### Available data
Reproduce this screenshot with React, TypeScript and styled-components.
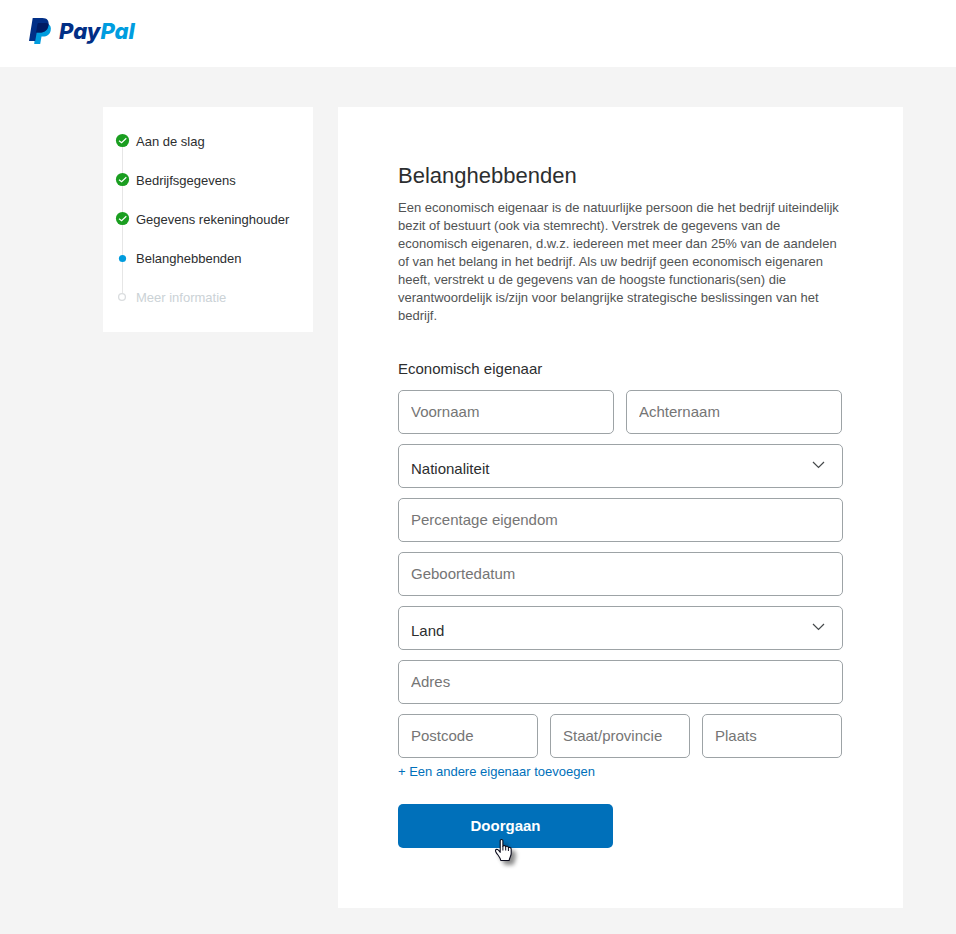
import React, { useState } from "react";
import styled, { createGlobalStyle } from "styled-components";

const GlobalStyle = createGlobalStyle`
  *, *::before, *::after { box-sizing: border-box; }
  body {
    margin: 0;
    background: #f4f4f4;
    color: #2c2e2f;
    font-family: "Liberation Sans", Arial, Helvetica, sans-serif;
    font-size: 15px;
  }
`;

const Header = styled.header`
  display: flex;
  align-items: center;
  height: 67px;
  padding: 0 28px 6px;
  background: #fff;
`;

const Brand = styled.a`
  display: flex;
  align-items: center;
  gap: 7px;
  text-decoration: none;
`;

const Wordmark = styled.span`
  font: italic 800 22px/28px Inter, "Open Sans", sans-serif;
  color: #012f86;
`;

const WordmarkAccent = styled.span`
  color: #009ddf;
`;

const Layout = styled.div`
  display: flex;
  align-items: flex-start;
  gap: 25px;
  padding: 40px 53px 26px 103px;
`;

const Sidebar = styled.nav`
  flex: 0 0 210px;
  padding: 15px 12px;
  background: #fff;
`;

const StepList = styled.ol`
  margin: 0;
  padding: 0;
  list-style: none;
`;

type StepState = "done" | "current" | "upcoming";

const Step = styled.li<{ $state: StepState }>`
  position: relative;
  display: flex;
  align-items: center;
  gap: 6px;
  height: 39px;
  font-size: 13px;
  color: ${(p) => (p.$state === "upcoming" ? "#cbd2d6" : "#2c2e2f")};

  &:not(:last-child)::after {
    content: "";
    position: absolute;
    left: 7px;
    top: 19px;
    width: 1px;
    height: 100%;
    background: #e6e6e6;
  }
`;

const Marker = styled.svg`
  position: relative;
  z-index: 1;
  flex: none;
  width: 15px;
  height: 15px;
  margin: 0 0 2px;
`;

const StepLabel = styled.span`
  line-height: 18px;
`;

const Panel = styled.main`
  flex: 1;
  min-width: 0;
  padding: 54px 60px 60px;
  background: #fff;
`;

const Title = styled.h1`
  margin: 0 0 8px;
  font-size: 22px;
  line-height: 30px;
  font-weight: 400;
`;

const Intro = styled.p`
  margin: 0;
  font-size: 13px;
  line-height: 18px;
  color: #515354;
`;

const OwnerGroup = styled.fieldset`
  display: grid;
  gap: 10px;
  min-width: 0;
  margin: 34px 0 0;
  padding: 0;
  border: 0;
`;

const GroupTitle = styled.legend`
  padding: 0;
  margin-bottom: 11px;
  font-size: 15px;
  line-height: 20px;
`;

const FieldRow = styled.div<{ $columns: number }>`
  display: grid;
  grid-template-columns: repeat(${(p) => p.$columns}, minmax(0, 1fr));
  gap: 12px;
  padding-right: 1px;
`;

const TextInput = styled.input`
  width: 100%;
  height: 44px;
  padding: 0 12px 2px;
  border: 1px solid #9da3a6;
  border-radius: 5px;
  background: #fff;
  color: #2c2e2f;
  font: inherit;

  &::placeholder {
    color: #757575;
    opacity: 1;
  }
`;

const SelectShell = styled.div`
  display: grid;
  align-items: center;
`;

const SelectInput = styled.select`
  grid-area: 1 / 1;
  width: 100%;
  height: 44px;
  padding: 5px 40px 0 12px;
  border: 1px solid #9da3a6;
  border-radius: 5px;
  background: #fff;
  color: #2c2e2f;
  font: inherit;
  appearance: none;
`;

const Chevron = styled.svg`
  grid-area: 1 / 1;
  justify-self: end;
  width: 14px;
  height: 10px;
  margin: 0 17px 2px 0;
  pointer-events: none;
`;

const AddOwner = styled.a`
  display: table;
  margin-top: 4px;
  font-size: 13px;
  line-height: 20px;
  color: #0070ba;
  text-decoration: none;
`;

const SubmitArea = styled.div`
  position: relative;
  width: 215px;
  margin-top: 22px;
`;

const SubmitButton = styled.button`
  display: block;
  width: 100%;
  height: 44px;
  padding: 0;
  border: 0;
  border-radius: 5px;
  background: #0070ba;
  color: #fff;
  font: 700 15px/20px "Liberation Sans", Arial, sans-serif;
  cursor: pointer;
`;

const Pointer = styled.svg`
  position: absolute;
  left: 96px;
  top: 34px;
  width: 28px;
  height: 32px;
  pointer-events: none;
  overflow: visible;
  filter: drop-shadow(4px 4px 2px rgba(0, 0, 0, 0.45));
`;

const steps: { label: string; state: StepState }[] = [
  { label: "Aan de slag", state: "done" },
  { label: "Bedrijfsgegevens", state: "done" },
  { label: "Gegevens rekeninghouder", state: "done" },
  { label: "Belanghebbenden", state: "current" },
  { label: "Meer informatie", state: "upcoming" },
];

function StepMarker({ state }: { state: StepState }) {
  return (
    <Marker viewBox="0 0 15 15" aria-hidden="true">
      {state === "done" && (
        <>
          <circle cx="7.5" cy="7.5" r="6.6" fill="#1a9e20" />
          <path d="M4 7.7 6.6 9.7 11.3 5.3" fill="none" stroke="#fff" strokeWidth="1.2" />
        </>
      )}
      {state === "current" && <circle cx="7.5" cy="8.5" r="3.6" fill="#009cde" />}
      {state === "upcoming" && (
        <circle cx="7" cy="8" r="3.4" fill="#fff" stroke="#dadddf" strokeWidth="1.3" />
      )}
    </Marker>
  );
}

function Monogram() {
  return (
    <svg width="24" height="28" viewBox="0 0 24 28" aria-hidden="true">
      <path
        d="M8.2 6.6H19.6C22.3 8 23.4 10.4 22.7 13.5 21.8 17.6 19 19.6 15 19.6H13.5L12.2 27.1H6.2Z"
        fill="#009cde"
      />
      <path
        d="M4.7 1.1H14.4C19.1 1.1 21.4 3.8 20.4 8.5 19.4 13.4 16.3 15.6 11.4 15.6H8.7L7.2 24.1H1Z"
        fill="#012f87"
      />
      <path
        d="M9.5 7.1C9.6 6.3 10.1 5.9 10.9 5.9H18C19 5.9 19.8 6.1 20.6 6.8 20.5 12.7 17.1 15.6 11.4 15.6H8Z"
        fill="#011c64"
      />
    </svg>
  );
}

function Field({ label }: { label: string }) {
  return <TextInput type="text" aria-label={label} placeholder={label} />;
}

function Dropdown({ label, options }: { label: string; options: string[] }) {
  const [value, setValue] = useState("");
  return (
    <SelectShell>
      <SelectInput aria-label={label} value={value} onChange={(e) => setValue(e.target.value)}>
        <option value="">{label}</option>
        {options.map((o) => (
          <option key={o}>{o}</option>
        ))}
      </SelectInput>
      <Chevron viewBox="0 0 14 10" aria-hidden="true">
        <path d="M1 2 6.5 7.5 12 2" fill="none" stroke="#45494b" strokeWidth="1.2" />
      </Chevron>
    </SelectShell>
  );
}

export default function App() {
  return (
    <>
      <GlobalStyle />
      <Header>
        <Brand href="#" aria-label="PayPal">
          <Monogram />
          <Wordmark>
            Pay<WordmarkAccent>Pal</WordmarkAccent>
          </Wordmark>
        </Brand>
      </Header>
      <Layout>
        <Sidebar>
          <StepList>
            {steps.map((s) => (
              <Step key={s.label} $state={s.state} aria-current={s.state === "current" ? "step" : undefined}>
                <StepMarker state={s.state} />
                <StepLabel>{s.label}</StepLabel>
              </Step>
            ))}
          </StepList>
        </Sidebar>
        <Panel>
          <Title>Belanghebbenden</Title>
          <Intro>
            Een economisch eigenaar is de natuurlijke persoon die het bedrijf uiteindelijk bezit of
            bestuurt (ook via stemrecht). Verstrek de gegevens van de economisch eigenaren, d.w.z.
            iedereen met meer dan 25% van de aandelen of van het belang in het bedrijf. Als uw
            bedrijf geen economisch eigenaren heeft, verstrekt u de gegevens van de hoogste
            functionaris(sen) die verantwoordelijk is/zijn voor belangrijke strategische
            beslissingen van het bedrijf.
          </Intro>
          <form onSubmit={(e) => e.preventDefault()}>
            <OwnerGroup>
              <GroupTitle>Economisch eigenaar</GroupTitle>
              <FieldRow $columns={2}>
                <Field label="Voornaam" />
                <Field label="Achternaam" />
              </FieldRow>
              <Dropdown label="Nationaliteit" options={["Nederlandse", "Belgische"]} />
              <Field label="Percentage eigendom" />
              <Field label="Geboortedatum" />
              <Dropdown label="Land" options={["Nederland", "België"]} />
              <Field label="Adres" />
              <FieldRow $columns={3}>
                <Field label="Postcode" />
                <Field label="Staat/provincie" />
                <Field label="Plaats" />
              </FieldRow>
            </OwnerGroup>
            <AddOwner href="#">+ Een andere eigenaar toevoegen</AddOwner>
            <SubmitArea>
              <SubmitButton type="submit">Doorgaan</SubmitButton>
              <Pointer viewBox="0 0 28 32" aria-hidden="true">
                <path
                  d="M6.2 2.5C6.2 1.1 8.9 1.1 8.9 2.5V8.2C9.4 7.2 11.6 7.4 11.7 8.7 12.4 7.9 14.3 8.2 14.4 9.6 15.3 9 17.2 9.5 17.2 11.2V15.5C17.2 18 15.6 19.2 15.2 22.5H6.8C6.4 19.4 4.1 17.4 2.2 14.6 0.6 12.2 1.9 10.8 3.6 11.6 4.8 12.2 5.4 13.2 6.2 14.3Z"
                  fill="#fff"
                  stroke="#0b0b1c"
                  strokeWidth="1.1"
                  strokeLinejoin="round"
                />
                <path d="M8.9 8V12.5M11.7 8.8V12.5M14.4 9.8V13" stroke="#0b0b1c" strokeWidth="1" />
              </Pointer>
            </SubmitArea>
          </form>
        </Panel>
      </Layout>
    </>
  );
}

### Instructions for the task
Search the listing for the string "React". Copy each line where it turns up.

### Task output
Reproduce this screenshot with React, TypeScript and styled-components.
import React, { useState } from "react";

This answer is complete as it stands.